靈蘭之室 茶餘酒後

   ……休息している閑な時間

点と線

 現在の常識では、ツボと経脈の関係はどういうことになっているのだろう。全てのツボが経脈に属して、言い換えれば経脈はツボとツボをつなぐ線ということだろうか。譬えて言えば、鉄道の線路に沿って点々と駅が有る。いくつかの駅にはいくつかの本線が関係するが、基本的には駅はナントカ線の駅である。
 これは少し違うんじゃないか。
 飛行機の航路と空港と譬えたほうがまだしも、かも知れない。つまり成田空港から首都空港へ飛ぶ。上空を経由したところで、浦東空港に降りなければ、上海とは直接の関係はない。
 なんでこんなふうに考えるかというと、経脈説発想の起源は、原穴と五蔵、下合穴と六府を結ぶモノ、つまり、診断と治療のポイントと患部をつなぐライン、これが一つ。もう一つは根結とか標本、つまり四肢末端近くの起点と躯幹や頚部の止点の関係。本輸と頚周りの諸穴もおそらくは同じ仲間でしょう。で、実際には診断と治療のポイントと患部の関係というのは、身体のあちらこちらに有って、それぞれに両者をつなぐラインが有ったわけだけれど、手足陰陽の十二条の経脈にまとめ上げる過程では、それはまあ経由域のポイントを支配下に組み込んでいった。

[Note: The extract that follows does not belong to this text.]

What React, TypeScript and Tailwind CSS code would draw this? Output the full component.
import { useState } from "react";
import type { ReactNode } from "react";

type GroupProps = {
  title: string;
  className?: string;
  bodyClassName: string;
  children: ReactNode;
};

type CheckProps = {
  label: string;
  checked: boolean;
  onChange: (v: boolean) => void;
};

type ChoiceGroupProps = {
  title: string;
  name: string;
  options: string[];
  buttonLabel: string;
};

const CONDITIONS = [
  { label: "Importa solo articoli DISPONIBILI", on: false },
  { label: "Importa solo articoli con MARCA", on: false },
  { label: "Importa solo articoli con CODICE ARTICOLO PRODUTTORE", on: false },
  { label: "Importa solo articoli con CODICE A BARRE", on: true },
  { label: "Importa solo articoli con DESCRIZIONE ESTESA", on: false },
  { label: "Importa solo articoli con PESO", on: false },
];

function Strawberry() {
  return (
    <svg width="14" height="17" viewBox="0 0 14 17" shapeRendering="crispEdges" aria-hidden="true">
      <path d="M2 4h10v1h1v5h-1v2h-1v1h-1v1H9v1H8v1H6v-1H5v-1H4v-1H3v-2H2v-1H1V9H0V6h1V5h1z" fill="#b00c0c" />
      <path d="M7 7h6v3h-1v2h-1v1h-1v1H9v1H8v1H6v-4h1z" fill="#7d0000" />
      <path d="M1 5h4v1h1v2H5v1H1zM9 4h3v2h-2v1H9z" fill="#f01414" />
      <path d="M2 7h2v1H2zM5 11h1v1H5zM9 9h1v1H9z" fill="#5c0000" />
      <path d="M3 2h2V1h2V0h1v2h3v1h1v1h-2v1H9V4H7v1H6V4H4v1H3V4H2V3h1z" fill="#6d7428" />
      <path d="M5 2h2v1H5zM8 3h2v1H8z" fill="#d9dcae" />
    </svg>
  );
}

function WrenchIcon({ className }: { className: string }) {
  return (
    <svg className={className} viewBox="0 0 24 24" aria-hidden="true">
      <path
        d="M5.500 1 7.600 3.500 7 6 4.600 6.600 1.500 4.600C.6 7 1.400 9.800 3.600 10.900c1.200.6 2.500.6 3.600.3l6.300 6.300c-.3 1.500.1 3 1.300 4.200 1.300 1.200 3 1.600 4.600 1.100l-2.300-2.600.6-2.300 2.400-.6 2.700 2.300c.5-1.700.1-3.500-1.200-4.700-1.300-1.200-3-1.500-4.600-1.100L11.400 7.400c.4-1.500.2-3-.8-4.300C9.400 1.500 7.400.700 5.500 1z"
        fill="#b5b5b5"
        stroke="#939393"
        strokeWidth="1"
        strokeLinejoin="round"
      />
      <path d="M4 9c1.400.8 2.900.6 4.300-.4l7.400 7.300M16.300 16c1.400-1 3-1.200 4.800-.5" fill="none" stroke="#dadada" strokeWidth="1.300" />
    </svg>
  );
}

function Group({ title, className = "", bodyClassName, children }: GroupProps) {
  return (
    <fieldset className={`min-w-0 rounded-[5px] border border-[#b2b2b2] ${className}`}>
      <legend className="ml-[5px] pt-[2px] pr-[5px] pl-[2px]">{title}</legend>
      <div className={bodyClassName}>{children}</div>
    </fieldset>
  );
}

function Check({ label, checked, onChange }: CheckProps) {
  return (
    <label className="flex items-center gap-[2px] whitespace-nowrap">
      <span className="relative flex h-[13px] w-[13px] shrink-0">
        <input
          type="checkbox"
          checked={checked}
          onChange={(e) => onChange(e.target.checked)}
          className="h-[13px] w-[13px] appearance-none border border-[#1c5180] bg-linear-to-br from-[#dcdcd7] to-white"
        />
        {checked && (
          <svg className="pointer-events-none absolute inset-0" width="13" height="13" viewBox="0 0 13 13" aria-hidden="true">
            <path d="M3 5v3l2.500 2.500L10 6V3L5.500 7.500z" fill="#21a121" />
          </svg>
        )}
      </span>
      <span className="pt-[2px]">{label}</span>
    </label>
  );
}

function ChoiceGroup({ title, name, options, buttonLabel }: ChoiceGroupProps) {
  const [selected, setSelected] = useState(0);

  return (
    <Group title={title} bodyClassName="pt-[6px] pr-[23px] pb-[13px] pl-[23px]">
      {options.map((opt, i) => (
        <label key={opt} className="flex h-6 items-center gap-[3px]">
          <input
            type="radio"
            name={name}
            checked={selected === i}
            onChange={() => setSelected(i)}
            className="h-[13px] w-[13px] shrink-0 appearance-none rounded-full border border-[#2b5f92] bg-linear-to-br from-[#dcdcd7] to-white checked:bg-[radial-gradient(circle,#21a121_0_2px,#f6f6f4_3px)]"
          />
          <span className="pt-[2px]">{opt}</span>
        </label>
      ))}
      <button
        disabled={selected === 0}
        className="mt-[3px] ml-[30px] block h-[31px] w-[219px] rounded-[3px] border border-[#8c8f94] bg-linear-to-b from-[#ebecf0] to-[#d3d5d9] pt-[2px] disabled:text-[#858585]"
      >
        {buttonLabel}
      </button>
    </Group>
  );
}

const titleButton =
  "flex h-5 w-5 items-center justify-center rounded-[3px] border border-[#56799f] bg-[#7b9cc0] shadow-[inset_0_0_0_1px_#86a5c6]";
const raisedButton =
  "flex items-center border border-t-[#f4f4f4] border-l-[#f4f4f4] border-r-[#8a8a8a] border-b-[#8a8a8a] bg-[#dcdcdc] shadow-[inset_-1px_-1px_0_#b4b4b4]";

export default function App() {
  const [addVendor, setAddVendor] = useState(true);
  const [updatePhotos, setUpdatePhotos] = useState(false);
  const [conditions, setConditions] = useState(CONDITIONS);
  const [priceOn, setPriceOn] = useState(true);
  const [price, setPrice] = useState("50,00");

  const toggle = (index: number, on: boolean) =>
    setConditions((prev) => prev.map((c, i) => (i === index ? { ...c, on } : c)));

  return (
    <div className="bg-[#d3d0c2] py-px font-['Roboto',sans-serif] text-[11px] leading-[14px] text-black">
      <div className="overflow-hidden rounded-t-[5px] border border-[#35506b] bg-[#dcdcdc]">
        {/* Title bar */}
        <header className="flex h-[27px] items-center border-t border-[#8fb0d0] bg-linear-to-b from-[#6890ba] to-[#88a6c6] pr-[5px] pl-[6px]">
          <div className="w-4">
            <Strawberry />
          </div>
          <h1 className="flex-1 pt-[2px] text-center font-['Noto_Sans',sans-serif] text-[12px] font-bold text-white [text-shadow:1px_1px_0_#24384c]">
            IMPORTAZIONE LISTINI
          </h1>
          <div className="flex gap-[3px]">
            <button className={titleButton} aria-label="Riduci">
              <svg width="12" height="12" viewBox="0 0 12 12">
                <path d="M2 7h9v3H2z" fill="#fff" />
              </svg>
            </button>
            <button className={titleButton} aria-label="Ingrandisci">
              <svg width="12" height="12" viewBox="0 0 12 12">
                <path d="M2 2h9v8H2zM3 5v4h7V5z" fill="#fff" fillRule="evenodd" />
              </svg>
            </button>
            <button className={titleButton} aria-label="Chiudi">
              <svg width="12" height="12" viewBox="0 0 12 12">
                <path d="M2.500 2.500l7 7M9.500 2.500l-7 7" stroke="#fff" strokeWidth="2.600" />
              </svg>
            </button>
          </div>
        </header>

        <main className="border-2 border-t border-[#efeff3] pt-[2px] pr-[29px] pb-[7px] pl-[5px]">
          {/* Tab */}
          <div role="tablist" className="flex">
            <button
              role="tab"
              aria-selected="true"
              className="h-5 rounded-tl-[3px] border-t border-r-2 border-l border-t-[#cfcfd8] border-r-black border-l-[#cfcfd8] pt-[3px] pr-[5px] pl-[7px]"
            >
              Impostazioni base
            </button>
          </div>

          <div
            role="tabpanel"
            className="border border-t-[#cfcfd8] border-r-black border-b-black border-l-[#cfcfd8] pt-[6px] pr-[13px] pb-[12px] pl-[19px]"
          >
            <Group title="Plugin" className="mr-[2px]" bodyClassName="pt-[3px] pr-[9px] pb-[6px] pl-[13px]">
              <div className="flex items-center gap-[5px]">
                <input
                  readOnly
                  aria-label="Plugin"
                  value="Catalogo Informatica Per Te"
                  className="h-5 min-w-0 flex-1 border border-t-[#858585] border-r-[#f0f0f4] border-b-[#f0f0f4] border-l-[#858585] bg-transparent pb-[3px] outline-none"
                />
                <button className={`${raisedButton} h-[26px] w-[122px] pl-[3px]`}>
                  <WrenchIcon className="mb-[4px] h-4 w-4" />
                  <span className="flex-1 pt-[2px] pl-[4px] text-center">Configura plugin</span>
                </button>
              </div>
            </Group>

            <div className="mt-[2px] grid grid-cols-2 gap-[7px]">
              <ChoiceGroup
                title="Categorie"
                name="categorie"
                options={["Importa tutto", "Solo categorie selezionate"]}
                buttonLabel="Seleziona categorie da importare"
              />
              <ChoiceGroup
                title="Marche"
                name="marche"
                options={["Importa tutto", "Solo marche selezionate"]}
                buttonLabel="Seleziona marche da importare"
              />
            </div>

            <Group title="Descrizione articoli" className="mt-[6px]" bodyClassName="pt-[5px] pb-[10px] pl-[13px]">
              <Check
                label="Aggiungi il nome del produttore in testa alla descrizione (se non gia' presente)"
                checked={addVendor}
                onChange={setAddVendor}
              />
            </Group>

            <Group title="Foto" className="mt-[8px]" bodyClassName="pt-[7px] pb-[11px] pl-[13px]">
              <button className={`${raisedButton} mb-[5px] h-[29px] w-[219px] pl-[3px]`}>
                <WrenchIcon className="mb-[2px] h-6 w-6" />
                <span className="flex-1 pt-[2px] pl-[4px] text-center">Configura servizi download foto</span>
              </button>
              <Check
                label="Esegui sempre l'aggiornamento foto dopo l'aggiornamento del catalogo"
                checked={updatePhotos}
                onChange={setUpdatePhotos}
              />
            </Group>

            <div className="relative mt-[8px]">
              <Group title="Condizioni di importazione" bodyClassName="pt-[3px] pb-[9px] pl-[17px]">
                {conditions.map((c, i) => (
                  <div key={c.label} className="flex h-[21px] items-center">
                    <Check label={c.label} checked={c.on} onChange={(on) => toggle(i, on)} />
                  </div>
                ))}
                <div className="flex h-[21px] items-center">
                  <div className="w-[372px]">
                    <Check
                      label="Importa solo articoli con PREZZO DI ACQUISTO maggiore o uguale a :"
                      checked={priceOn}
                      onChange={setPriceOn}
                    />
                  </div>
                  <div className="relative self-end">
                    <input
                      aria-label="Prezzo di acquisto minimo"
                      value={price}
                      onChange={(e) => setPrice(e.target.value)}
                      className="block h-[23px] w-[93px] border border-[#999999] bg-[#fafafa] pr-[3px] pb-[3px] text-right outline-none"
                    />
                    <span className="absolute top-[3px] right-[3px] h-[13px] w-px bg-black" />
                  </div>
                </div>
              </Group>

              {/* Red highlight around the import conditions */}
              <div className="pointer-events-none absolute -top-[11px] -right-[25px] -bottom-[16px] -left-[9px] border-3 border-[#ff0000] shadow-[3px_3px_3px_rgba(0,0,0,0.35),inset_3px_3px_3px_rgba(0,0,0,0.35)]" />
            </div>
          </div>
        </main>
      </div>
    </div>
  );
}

 ここでややこしいのは、古代中国の人々というのは、かなり極端に即物的な思考の持ち主だったみたいで、つなぐラインが有るということは、そういうモノが有るということだ、そうなるとそれは当然血管である。血管という具体的なモノとの関係で、これはこれにあれはあれにと配属が決まってくれば、人の思考習慣としては、駅と駅とをつないで線路がひかれたという感覚になる。実際には多くの場合はノンストップの直行列車だったと思うんですがね。

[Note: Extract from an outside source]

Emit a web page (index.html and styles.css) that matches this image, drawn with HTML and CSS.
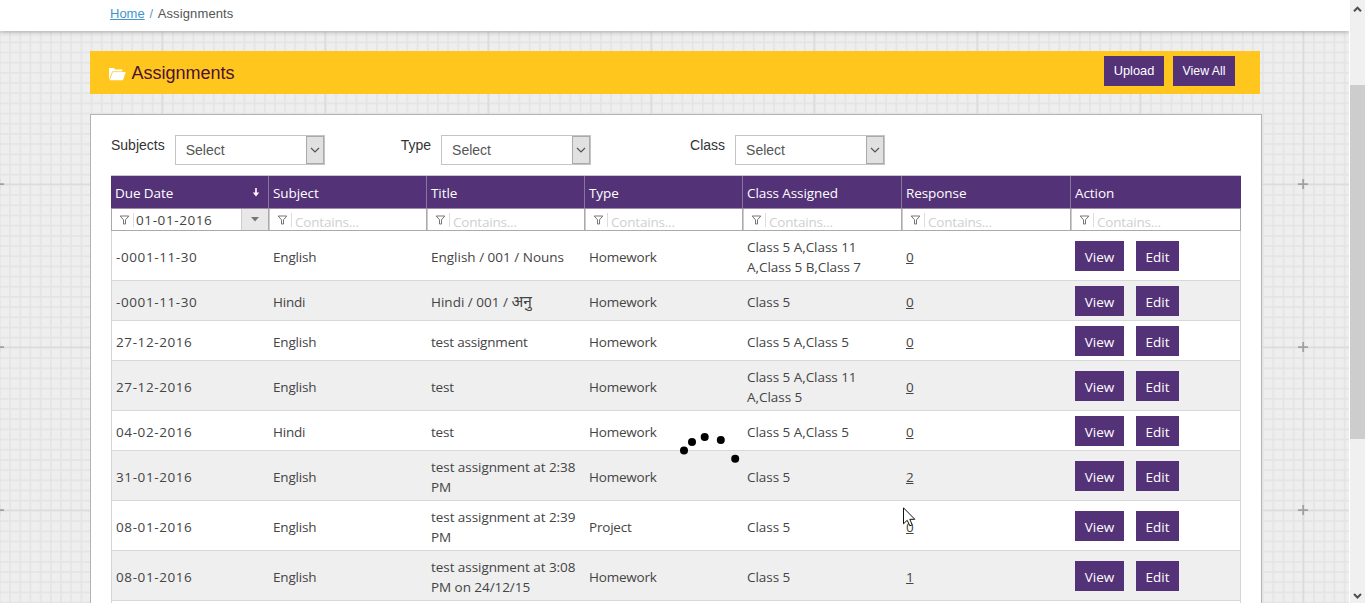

 で、ツボは十二経脈上に在るのが当然ということになると、今度は経脈はツボをつないで記述されるようになる。行き着くところの一つの成果が、つまり『十四経発揮』であって、えらくありがたがる人もいるらしいけれど、私はあんまり好きじゃない。特に腹部や背部の諸穴が、内部を行く経脈に隷属しているなんて思えない。重要とされる募穴や腧穴が、別の五蔵六府を冠した脈に属しているなんて気持ちが悪い。そもそも経脈篇の循環も眉唾だと思っている。下って大腸を絡うとか、小腸を絡うとか、そんなの蔵と府を表裏にして、その表裏関係を陰陽表裏にのっけたかっただけでしょう。太陰と陽明は表裏だけれど、肺と手太陰の関係はともかくとして、大腸と手陽明なんてほとんど全く関係ないでしょう。心と手少陰の関係はともかくとして、小腸と手太陽なんてほとんど全く関係ないでしょう。肺と大腸、心と小腸の表裏関係の起源がはっきりしないから、その妥当性はどう評価したらいいのか微妙なところだけれど。